How To Talk To Your Child About The Hamas-Israel Conflict
Technology is ubiquitous, and as a result, our children are constantly being bombarded with information. Certainly, we as parents can do our best to make sure that the information our children view is age-appropriate, however, sometimes that’s not enough or sometimes the stories our children learn about are confusing and upsetting. While it’s one thing to roll up your sleeves to talk about the Taylor Swift and Travis Kelce romance with your 9-year-old daughter asking questions, discussing terrorism and conflict/war are much more complex subjects to manage.
As a child psychologist, I am perforce in the role of treating children with emotional, social and behavioral struggles, but there are times when larger societal issues can enter the therapy space, Hamas’s recent attack on Israel and the ensuing Hamas-Israel conflict is one of those times.
Many of my child and teen patients have broached the very tragic situation in Israel and Gaza with a heightened sense of anxiety. Children and teens have asked, “Why do those two countries hate each other so much?” and “It seems like World War III is going to happen?” and “Did you know that Hamas called for a Global Day of Jihad?” and “I get that Hamas was wrong to attack Israel, but now Israel is killing thousands of Palestinians.”
Incidentally, some of the parents I work with chose to keep their children home on the so-called Global Day of Jihad on October 13, fearing the possibility of terrorism here in the U.S.
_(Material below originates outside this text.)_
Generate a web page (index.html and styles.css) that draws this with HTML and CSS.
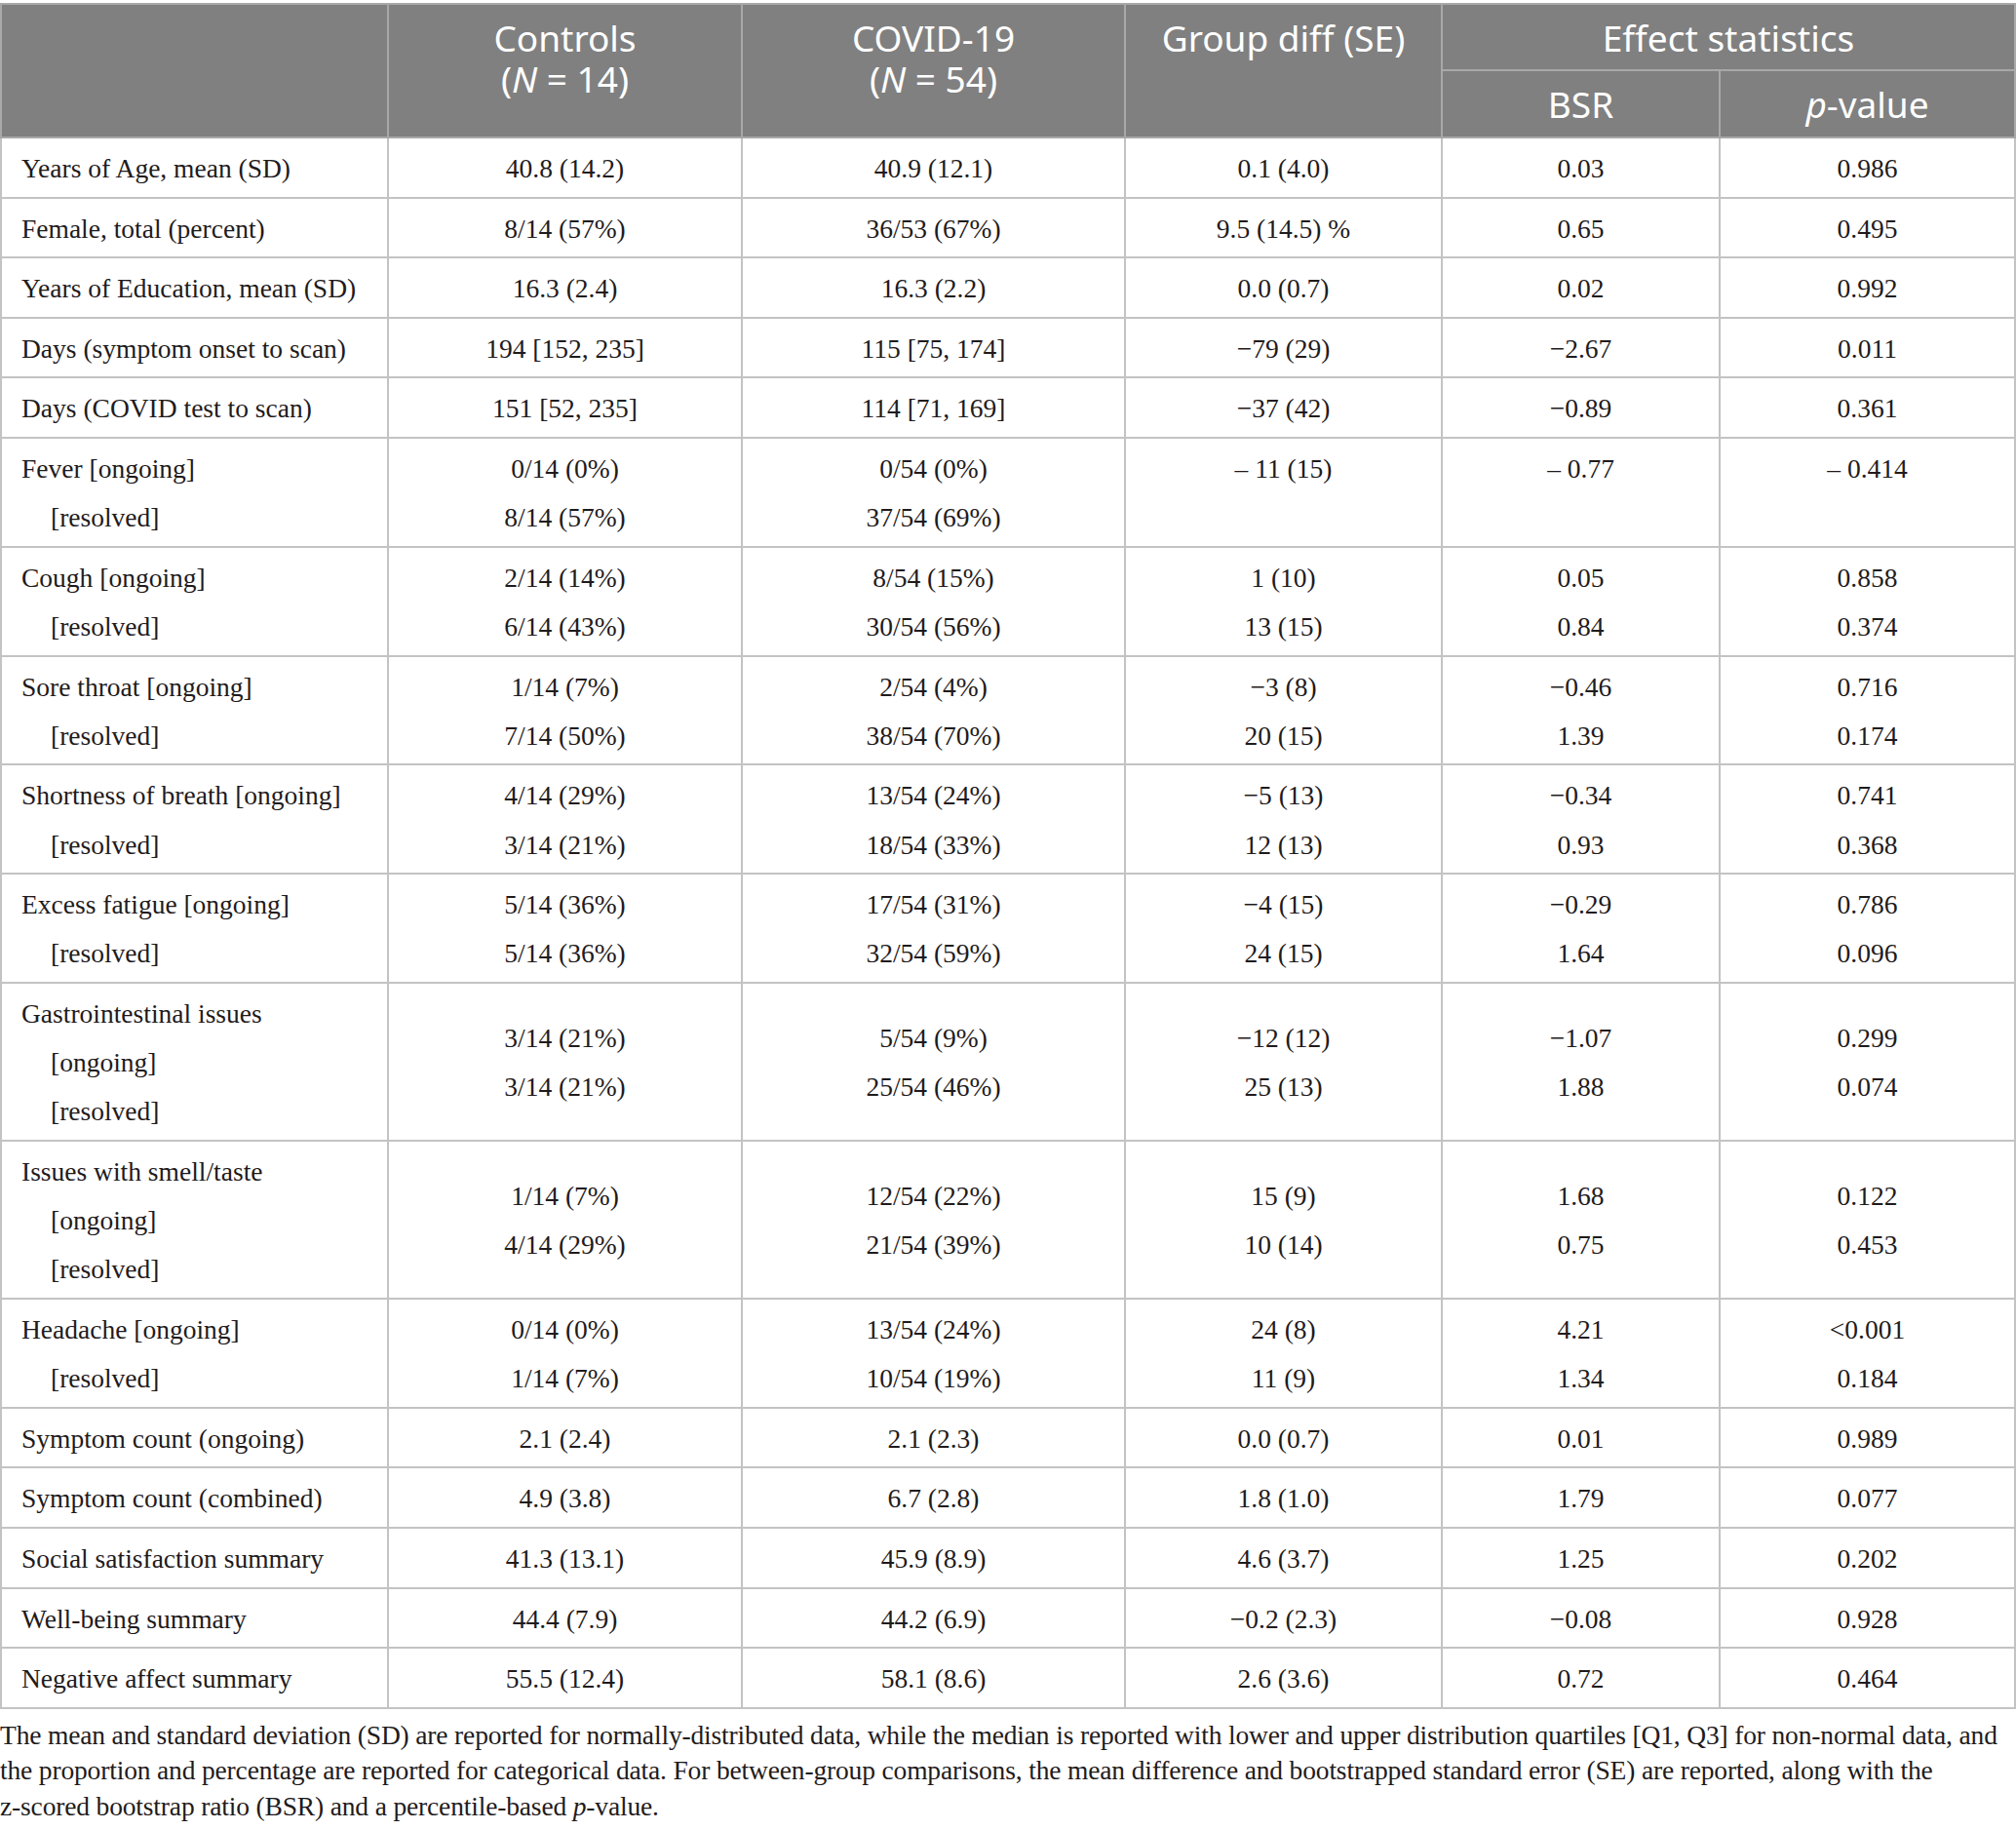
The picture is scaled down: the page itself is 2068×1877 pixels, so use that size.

And these questions are eerily similar to the questions that child patients asked of me in the wake of the 9/11 terrorist attacks in 2001, in the wake of the 2015 Paris terrorist attacks and at the start of the Russia-Ukraine war. That is because the need for safety and security is a very real human and universal need; and even more so for children who do not possess the internal resources—intellectual or emotional—to fully understand, make sense of or tolerate multifaceted topics such as terrorism or of conflict/war.
I offer the following recommendations to parents on how to talk to your children about the current situation.
1. Check your anxiety level before talking to your children about the Hamas-Israel conflict. Children can be very perceptive to how their parents are feeling, so make sure you are calm, reassuring and confident if and when you choose to discuss the topics of terrorism or conflict/war.
2. Consider your audience when determining what you share or do not share with your children on the topics of war. Regardless of the concerning or upsetting information we as parents receive via the media, we must always be mindful of what our children are capable of handling before discussing things. Thus, your child’s age, maturity level and threshold for worry/anxiety are all things to consider before discussing terrorism or conflict/war.
Just as you would not discuss natural disasters or school shootings in the same way with 4, 8 or 16-year-old children due to developmental differences, you would not do the same for the topics of terrorism conflict/war with your children of varying ages.
3. Teach your children about terrorism and war. By educating your children about these topics, they will understand things better, which in turn will serve to decrease their anxiety. It is important to be clear and accurate with the information you share and keep your points and message simple. What does the acronym for Hamas mean? What is the history of the Israel and Palestine struggles? Perhaps you could find educational articles to read on the history of that region of the world you can read with your children.
For a younger child, simply introducing the concept of deep-rooted area history good versus evil is a nice way to help a child begin to understand why people sometimes do bad things in the world. Using movie characters or actual events that may have occurred in your child’s life (e.g., a bullying episode) may also prove helpful.
For middle school age children and teens, you can address the complexities of the current situation in Israel and Gaza more with greater depth – the cultural, political and religious histories and differences that have contributed to the longstanding and ongoing conflicts in that region of the world.
4. Minimize your children’s exposure to the media. Turn off the news. News agencies have been on fire with terrorism and conflict/war stories since the Israel and Gaza conflict occurred. Such widespread exposure can cause increased anxiety for our children.
5. Be Positive. There is power in positive thinking, and being positive with your children regarding this situation will help them to cope. As complex as things currently are in that region of the world, messaging hope that the crisis in Israel and Gaza will not lead to a larger conflict or war is a good thing.
Letting your children know that world leaders are working hard with President Mahmoud Abbas and Prime Minister Benjamin Netanyahu toward some sort of resolution or cease fire could also be affirming.